■ Written task ■
Give back exactly the lines running from the line that holds "Generate a component" through the line that holds "import React from", ends included, and no other lines.

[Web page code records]
— start —
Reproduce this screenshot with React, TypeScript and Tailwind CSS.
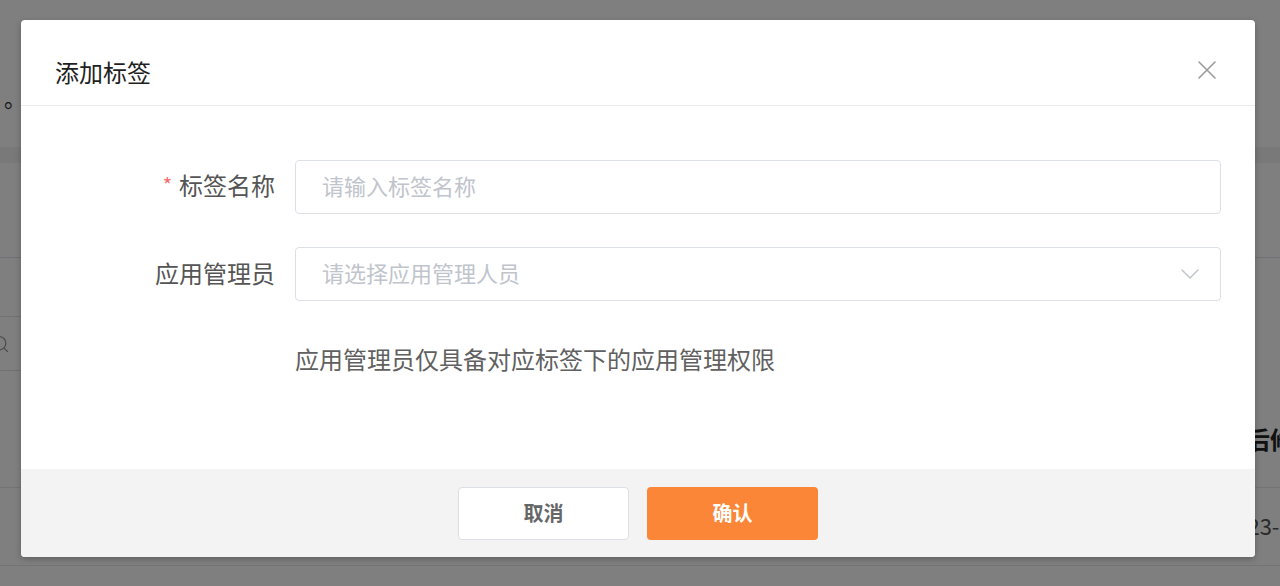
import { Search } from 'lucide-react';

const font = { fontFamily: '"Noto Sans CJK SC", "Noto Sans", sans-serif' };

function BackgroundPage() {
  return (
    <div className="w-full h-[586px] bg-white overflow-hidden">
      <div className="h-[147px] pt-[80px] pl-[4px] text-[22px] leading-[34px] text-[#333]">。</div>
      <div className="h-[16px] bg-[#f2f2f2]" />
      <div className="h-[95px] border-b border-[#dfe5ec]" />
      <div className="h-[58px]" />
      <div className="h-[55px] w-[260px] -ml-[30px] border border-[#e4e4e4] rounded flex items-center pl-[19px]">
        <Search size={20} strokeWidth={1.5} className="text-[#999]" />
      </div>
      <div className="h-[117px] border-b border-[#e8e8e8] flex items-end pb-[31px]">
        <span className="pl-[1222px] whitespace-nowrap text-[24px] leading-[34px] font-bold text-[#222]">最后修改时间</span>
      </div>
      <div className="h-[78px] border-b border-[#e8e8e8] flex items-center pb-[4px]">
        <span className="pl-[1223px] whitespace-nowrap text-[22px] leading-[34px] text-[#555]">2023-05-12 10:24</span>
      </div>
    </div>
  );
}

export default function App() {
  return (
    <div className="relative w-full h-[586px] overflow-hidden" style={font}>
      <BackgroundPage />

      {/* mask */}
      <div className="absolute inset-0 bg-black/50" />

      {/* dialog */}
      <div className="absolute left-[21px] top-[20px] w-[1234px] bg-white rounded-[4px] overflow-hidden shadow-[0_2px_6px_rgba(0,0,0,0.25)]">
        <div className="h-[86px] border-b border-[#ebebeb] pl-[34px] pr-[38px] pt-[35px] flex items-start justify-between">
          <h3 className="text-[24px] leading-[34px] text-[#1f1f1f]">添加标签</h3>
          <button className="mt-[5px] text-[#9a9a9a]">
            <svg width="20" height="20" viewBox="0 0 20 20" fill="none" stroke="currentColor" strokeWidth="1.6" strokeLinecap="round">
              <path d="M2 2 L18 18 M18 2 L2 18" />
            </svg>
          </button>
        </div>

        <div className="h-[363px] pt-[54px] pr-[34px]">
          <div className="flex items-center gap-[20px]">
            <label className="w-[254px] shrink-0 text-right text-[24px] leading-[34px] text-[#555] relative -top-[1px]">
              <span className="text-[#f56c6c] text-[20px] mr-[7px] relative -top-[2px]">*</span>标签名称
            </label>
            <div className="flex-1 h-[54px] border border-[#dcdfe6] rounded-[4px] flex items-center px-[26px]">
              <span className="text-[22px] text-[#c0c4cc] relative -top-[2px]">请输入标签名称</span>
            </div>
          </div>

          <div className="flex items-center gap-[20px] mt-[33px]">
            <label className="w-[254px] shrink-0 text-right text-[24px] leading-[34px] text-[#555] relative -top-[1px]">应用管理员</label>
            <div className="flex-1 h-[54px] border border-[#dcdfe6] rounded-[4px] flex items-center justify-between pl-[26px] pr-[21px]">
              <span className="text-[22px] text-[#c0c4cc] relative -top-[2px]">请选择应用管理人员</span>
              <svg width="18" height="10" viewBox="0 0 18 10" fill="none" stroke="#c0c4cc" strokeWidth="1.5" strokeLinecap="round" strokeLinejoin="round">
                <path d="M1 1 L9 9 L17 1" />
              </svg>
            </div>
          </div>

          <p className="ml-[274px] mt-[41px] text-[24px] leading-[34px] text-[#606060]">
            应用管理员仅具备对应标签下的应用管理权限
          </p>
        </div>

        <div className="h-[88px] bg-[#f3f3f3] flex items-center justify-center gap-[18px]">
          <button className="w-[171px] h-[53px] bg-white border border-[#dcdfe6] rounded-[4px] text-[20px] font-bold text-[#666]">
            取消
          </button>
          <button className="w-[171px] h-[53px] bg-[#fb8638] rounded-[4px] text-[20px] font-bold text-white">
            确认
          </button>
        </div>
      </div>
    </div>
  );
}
— end —
— start —
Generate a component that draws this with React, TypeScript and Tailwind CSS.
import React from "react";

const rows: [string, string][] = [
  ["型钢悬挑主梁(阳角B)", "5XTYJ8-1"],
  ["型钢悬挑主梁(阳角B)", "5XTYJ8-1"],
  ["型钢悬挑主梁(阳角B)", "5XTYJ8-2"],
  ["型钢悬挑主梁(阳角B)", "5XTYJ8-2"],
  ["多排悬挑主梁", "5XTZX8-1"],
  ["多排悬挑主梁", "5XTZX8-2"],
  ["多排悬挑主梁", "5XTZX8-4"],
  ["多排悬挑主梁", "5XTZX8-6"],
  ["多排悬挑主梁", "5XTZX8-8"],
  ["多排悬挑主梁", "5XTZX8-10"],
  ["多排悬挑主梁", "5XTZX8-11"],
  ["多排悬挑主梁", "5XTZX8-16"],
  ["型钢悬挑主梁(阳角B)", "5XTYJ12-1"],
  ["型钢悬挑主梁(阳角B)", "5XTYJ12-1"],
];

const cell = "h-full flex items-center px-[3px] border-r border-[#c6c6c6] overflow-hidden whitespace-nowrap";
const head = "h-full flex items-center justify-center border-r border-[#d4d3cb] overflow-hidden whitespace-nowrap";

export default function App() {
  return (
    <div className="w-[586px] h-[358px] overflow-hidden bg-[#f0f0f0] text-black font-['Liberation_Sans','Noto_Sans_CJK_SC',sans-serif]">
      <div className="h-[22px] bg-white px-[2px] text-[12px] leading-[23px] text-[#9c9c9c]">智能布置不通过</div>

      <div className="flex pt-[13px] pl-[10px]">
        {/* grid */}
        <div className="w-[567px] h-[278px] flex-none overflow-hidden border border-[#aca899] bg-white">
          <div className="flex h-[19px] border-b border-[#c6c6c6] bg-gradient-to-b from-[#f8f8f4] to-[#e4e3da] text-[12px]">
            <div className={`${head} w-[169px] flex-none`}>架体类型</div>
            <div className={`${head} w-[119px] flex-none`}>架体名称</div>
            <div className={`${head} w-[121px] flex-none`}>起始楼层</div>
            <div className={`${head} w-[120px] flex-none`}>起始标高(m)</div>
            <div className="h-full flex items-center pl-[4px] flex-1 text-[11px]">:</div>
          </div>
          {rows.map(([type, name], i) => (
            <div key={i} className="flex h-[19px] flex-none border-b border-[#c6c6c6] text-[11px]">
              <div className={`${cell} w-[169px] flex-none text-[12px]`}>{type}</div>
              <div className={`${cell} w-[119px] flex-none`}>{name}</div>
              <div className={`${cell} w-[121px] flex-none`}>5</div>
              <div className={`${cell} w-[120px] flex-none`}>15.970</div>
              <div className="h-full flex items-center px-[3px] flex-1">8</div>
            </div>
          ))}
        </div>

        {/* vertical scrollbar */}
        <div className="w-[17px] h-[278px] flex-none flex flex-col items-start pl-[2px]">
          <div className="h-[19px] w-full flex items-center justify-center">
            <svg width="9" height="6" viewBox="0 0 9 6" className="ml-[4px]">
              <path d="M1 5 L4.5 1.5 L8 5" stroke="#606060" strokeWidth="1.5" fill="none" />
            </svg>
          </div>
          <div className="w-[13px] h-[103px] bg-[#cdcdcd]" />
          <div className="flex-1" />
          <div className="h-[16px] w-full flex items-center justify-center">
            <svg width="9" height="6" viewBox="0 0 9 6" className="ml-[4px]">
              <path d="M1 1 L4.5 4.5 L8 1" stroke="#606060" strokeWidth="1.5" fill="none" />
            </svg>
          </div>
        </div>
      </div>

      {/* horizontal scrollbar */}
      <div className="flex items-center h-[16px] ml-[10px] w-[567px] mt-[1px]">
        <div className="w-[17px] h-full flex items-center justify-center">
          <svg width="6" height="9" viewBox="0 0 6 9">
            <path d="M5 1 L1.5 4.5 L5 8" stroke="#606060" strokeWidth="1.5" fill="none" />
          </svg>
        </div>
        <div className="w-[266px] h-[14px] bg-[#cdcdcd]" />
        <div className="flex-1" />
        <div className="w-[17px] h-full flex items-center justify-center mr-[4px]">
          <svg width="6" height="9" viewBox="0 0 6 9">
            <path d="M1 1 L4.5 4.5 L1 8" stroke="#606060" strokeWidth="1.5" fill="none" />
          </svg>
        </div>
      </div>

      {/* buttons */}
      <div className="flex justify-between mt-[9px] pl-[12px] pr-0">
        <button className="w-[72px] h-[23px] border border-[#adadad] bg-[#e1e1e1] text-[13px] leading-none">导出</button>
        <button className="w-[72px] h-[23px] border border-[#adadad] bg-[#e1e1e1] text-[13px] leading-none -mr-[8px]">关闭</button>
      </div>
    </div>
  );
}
— end —
■ Problem solution ■
Generate a component that draws this with React, TypeScript and Tailwind CSS.
import React from "react";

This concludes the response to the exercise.